The Rise of AI as an Assurance Provider
AI’s ascendancy in the governance, risk, and compliance space is both remarkable and sobering. Algorithms can now process millions of transactions in seconds, detect anomalies with uncanny accuracy, and generate audit trails that rival traditional assurance engagements in scope and precision. AI doesn’t fatigue, it doesn’t sleep, and—when properly designed—it doesn’t miss much.
Organizations are turning to AI to automate internal controls testing, conduct real-time risk assessments, and even draft policy exceptions or compliance alerts. In some areas, AI tools can already outperform human auditors on speed, scalability, and consistency. That’s a powerful competitive advantage.
But as history teaches us, winning a race isn’t always about raw speed. It’s also about navigating obstacles, interpreting the road ahead, and knowing when to pivot. That’s where the human internal auditor still holds firm ground.
The Traditional Role of Internal Audit: Strength or Strain?
For decades, internal auditors have served as a critical line of defense—evaluating internal controls, ensuring regulatory compliance, detecting fraud, and offering objective assurance to boards and executive leadership. These traditional duties are largely built on structured, repeatable tasks—exactly the kind AI was born to automate.
If we tether ourselves solely to these responsibilities, we risk being overtaken—if not replaced—by technology that can do the job faster, cheaper, and arguably more reliably.
However, our role has been evolving. Over the past decade, our profession has embraced a broader mandate: helping organizations anticipate risk, improve operations, and enhance governance. We’ve moved upstream—advising on strategy, emerging risks, and cultural resilience. That move, I would argue, has positioned us well for the AI era.
The Superpowers of Internal Auditors
While AI is revolutionizing how we gather and analyze information, it remains, for now, a tool—brilliantly capable but inherently limited. It lacks the human qualities that make internal auditors truly impactful. These are the superpowers that will define our staying power:
- Critical Thinking: AI excels at identifying what is happening. Human auditors ask why it’s happening and what it means. They connect context with consequence.
- Relationship Acumen: Trust is the cornerstone of internal audit’s effectiveness. We navigate sensitive relationships with stakeholders across the enterprise—something no algorithm can replicate.
- Intellectual Curiosity: Great auditors aren’t satisfied with surface-level answers. They ask the second and third questions, challenge assumptions, and pursue understanding with tenacity.
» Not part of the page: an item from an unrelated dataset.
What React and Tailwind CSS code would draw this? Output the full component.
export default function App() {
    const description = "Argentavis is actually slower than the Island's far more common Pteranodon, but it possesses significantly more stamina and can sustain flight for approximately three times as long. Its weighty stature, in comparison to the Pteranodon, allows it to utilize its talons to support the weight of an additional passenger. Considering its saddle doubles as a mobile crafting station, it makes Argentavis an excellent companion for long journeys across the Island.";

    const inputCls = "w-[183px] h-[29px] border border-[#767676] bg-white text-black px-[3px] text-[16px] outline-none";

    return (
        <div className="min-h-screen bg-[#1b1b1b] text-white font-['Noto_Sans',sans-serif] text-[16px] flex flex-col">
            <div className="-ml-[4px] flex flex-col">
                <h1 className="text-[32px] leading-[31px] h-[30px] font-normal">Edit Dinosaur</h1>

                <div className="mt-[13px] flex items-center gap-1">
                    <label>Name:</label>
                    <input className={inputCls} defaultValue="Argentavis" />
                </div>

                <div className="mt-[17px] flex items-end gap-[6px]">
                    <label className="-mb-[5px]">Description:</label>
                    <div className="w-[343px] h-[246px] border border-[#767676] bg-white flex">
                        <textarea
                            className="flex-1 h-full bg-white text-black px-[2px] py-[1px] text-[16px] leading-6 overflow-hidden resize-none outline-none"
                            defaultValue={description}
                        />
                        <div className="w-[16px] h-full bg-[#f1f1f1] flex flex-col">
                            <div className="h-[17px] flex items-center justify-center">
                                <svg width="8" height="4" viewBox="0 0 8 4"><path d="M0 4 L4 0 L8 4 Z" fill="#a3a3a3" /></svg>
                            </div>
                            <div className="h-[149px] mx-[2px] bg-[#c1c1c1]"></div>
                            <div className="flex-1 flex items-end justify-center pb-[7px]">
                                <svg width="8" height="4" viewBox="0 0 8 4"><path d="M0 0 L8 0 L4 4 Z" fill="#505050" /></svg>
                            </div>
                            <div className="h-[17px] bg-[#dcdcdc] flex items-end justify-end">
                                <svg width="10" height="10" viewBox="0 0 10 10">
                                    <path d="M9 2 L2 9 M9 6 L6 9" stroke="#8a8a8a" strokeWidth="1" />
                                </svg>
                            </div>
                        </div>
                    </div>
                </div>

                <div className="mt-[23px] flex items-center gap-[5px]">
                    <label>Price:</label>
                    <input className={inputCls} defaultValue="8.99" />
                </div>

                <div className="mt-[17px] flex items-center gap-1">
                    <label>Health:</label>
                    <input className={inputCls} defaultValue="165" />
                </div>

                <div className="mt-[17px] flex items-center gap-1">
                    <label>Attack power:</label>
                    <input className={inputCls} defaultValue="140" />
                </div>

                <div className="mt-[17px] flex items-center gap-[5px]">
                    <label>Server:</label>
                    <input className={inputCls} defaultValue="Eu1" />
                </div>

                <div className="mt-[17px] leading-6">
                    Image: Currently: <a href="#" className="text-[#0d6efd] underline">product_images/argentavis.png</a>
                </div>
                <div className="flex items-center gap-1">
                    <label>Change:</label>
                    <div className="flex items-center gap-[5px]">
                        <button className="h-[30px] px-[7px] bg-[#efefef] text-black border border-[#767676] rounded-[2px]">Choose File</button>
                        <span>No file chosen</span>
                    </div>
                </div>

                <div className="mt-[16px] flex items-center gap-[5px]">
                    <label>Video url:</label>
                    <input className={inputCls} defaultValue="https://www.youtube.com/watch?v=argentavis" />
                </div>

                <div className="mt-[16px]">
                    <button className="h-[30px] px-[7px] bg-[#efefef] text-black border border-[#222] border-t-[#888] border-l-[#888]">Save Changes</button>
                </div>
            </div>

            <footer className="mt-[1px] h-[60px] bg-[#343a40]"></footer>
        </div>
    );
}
- Empathy: In times of organizational stress or crisis, internal auditors often serve as calm, trusted advisors. Understanding human emotion, motivation, and culture is beyond AI’s reach.
- Ethical Resilience: We are bound by a code of ethics. We must act with integrity, objectivity, and independence—values that anchor judgment in ways that AI cannot emulate.
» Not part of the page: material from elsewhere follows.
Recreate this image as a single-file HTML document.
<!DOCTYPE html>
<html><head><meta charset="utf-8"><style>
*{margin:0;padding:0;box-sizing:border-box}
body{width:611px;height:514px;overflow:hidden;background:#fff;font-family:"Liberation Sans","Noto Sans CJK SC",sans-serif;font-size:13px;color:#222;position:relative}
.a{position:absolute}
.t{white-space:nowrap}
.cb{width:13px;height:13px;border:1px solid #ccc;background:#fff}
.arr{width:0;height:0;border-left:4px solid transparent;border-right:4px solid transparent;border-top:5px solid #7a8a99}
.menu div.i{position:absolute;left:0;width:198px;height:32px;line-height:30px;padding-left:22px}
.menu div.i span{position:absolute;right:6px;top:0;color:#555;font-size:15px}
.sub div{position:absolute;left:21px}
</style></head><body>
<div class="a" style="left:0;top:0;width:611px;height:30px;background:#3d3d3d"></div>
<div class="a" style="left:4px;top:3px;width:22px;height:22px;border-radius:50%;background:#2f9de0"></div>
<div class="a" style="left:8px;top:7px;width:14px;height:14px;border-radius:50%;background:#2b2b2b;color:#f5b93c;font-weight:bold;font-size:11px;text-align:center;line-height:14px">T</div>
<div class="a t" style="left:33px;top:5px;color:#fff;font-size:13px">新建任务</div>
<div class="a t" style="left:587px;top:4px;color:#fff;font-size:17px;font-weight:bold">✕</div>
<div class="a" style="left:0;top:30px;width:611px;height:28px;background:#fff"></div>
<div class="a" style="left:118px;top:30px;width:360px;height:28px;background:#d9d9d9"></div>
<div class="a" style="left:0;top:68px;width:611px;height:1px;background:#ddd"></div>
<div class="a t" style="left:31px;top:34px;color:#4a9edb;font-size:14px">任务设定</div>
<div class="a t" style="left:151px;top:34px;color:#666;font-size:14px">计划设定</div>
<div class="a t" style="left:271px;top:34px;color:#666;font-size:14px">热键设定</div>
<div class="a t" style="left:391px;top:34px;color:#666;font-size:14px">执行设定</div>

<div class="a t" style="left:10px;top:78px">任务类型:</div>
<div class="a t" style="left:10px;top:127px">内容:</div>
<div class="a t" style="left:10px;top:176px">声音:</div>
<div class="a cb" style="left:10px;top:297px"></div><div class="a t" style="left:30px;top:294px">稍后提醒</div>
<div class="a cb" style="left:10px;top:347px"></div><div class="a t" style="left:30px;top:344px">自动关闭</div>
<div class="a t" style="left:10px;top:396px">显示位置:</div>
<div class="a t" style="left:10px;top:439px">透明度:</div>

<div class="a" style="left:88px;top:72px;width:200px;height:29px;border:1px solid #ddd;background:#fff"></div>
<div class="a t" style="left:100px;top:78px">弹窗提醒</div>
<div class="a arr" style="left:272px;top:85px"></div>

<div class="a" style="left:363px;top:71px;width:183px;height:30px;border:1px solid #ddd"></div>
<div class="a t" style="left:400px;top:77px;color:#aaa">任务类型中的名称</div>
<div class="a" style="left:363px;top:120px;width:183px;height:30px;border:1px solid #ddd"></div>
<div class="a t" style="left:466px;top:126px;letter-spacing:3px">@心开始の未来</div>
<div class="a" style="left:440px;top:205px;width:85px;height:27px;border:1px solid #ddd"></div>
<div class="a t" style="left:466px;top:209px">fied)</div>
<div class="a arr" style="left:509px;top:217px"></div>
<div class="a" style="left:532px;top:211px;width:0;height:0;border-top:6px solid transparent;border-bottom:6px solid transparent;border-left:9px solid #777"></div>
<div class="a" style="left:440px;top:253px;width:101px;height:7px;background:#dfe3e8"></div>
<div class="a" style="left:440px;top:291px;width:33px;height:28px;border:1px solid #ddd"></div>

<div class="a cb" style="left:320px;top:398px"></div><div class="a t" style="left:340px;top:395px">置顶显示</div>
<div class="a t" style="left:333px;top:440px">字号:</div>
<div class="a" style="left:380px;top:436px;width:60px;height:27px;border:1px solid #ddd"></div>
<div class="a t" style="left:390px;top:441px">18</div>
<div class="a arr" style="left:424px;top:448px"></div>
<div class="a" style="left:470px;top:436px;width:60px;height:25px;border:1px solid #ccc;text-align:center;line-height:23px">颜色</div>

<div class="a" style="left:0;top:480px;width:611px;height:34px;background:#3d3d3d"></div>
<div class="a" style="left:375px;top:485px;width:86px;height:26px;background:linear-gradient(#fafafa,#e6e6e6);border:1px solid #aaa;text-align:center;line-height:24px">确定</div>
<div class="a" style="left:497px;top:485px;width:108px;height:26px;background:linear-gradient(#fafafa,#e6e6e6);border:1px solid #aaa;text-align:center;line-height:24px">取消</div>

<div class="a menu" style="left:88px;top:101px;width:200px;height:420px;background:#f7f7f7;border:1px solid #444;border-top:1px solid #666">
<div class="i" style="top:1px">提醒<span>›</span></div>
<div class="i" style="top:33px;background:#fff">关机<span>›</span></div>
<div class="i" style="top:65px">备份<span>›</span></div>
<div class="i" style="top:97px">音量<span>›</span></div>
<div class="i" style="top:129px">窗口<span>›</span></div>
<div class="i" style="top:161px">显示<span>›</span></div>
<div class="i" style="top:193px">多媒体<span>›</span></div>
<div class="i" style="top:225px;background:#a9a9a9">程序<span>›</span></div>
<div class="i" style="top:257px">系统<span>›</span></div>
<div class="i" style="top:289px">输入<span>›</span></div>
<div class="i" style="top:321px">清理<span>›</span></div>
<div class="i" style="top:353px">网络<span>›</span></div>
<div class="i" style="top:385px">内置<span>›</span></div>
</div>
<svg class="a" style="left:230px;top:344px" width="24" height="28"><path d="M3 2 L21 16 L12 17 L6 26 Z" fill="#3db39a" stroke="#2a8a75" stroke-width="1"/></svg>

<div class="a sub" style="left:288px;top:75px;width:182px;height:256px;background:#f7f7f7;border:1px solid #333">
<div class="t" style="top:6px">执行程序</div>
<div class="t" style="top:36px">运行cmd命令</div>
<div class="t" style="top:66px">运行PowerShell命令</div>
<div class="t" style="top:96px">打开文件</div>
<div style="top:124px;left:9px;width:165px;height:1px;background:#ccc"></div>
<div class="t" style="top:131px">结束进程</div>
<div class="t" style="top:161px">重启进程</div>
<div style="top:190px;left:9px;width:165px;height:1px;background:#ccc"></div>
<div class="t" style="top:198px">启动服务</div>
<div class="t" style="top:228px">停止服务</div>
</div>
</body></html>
These are not soft skills. They are our strategic assets that cannot be coded into machines. They will remain essential as AI transforms the landscape.
Coexisting With AI: The Future Is Augmented, Not Replaced
The path forward is not human or machine. It is human and machine.
Forward-looking internal audit functions are already leveraging AI—not fearing it. They’re using AI to expand internal audit coverage, mine unstructured data, and predict emerging risks. In doing so, they free up time and capacity to focus on what machines cannot do: make ethical judgments, engage with stakeholders, and shape organizational culture.
The future internal auditor will not compete with AI, but will partner with it. That means developing data literacy, working alongside data scientists, and adopting an innovation mindset. It also means having the courage to evolve—to let go of rote processes and embrace a future that rewards human discernment over mechanical repetition.
The Final Stretch
So, who will win the race for relevance?
If we cling solely to our historical mandates, the finish line will belong to AI. But if we evolve, embrace our human strengths, and augment ourselves with the best that technology has to offer, we won’t just remain relevant—we’ll become more indispensable than ever. People won’t speak of “AI Auditors,” they will simply associate us with the capability to audit AI as well at the full portfolio of risks their organizations face.
We must remind ourselves: AI may analyze faster, but it doesn’t inspire trust. It may detect patterns, but it doesn’t understand people. And it may deliver insight, but it doesn’t deliver wisdom.
The real race is not about speed. It’s about significance. And in that race, we have every reason to believe we can—and will—win.